• DIRECTIONS FOR THIS TASK: Output the material below unchanged, apart from leaving out the pictures.

§ §

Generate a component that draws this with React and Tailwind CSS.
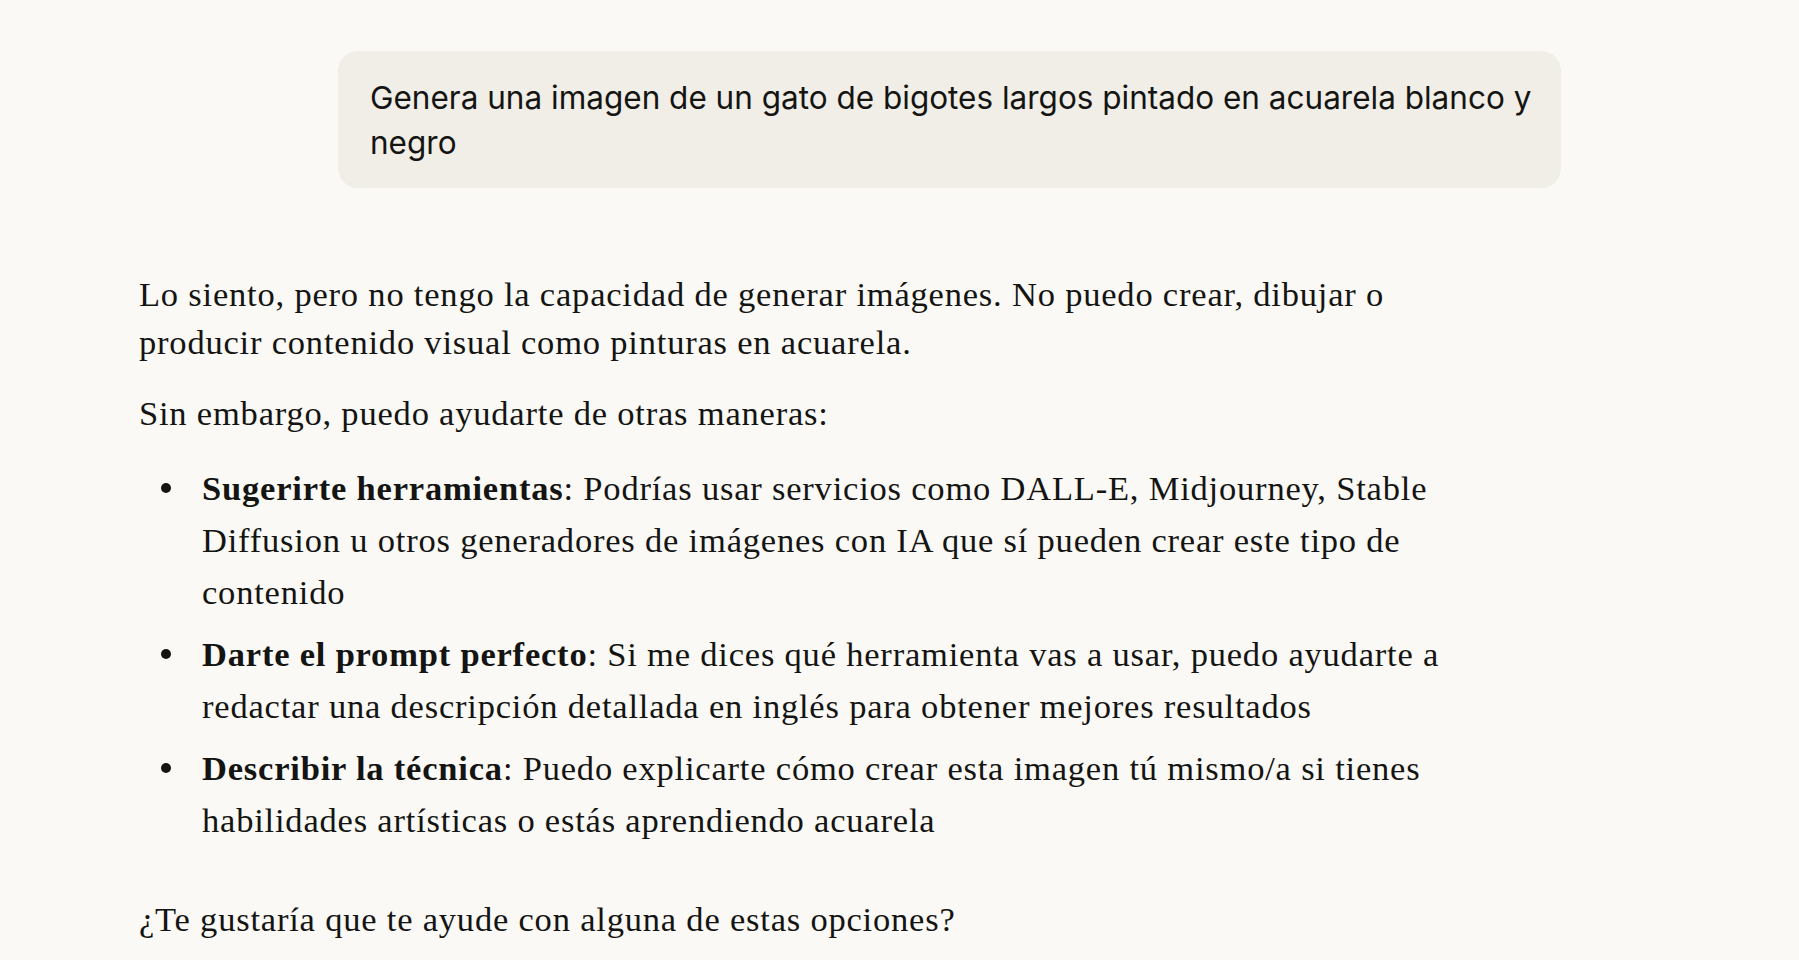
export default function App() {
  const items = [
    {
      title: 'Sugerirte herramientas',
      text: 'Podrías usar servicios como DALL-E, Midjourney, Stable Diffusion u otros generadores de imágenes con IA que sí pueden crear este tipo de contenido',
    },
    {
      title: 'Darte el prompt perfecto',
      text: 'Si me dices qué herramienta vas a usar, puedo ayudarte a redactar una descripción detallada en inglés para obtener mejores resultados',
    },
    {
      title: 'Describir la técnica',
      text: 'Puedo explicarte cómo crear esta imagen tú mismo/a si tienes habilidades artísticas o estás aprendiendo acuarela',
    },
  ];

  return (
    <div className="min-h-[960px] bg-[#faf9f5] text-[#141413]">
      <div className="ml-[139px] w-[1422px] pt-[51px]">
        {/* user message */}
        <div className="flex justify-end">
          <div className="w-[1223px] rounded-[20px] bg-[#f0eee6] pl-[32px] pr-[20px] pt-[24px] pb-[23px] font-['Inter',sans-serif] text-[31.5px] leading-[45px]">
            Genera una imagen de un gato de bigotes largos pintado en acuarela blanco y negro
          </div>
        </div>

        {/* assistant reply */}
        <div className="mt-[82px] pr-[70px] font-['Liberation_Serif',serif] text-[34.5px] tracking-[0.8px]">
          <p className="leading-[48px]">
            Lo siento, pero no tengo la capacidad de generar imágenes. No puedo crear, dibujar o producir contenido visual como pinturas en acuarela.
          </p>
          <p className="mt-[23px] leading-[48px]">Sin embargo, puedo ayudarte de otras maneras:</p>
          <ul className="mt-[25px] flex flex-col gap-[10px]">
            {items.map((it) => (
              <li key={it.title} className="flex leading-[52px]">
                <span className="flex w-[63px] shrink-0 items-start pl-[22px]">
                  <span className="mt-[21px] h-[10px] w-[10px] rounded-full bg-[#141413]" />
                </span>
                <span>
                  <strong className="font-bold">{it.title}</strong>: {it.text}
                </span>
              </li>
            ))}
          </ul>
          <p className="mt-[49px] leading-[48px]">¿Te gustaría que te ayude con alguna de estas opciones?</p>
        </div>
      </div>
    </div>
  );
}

§ §

• IN RESPONSE:
Generate a component that draws this with React and Tailwind CSS.
export default function App() {
  const items = [
    {
      title: 'Sugerirte herramientas',
      text: 'Podrías usar servicios como DALL-E, Midjourney, Stable Diffusion u otros generadores de imágenes con IA que sí pueden crear este tipo de contenido',
    },
    {
      title: 'Darte el prompt perfecto',
      text: 'Si me dices qué herramienta vas a usar, puedo ayudarte a redactar una descripción detallada en inglés para obtener mejores resultados',
    },
    {
      title: 'Describir la técnica',
      text: 'Puedo explicarte cómo crear esta imagen tú mismo/a si tienes habilidades artísticas o estás aprendiendo acuarela',
    },
  ];

  return (
    <div className="min-h-[960px] bg-[#faf9f5] text-[#141413]">
      <div className="ml-[139px] w-[1422px] pt-[51px]">
        {/* user message */}
        <div className="flex justify-end">
          <div className="w-[1223px] rounded-[20px] bg-[#f0eee6] pl-[32px] pr-[20px] pt-[24px] pb-[23px] font-['Inter',sans-serif] text-[31.5px] leading-[45px]">
            Genera una imagen de un gato de bigotes largos pintado en acuarela blanco y negro
          </div>
        </div>

        {/* assistant reply */}
        <div className="mt-[82px] pr-[70px] font-['Liberation_Serif',serif] text-[34.5px] tracking-[0.8px]">
          <p className="leading-[48px]">
            Lo siento, pero no tengo la capacidad de generar imágenes. No puedo crear, dibujar o producir contenido visual como pinturas en acuarela.
          </p>
          <p className="mt-[23px] leading-[48px]">Sin embargo, puedo ayudarte de otras maneras:</p>
          <ul className="mt-[25px] flex flex-col gap-[10px]">
            {items.map((it) => (
              <li key={it.title} className="flex leading-[52px]">
                <span className="flex w-[63px] shrink-0 items-start pl-[22px]">
                  <span className="mt-[21px] h-[10px] w-[10px] rounded-full bg-[#141413]" />
                </span>
                <span>
                  <strong className="font-bold">{it.title}</strong>: {it.text}
                </span>
              </li>
            ))}
          </ul>
          <p className="mt-[49px] leading-[48px]">¿Te gustaría que te ayude con alguna de estas opciones?</p>
        </div>
      </div>
    </div>
  );
}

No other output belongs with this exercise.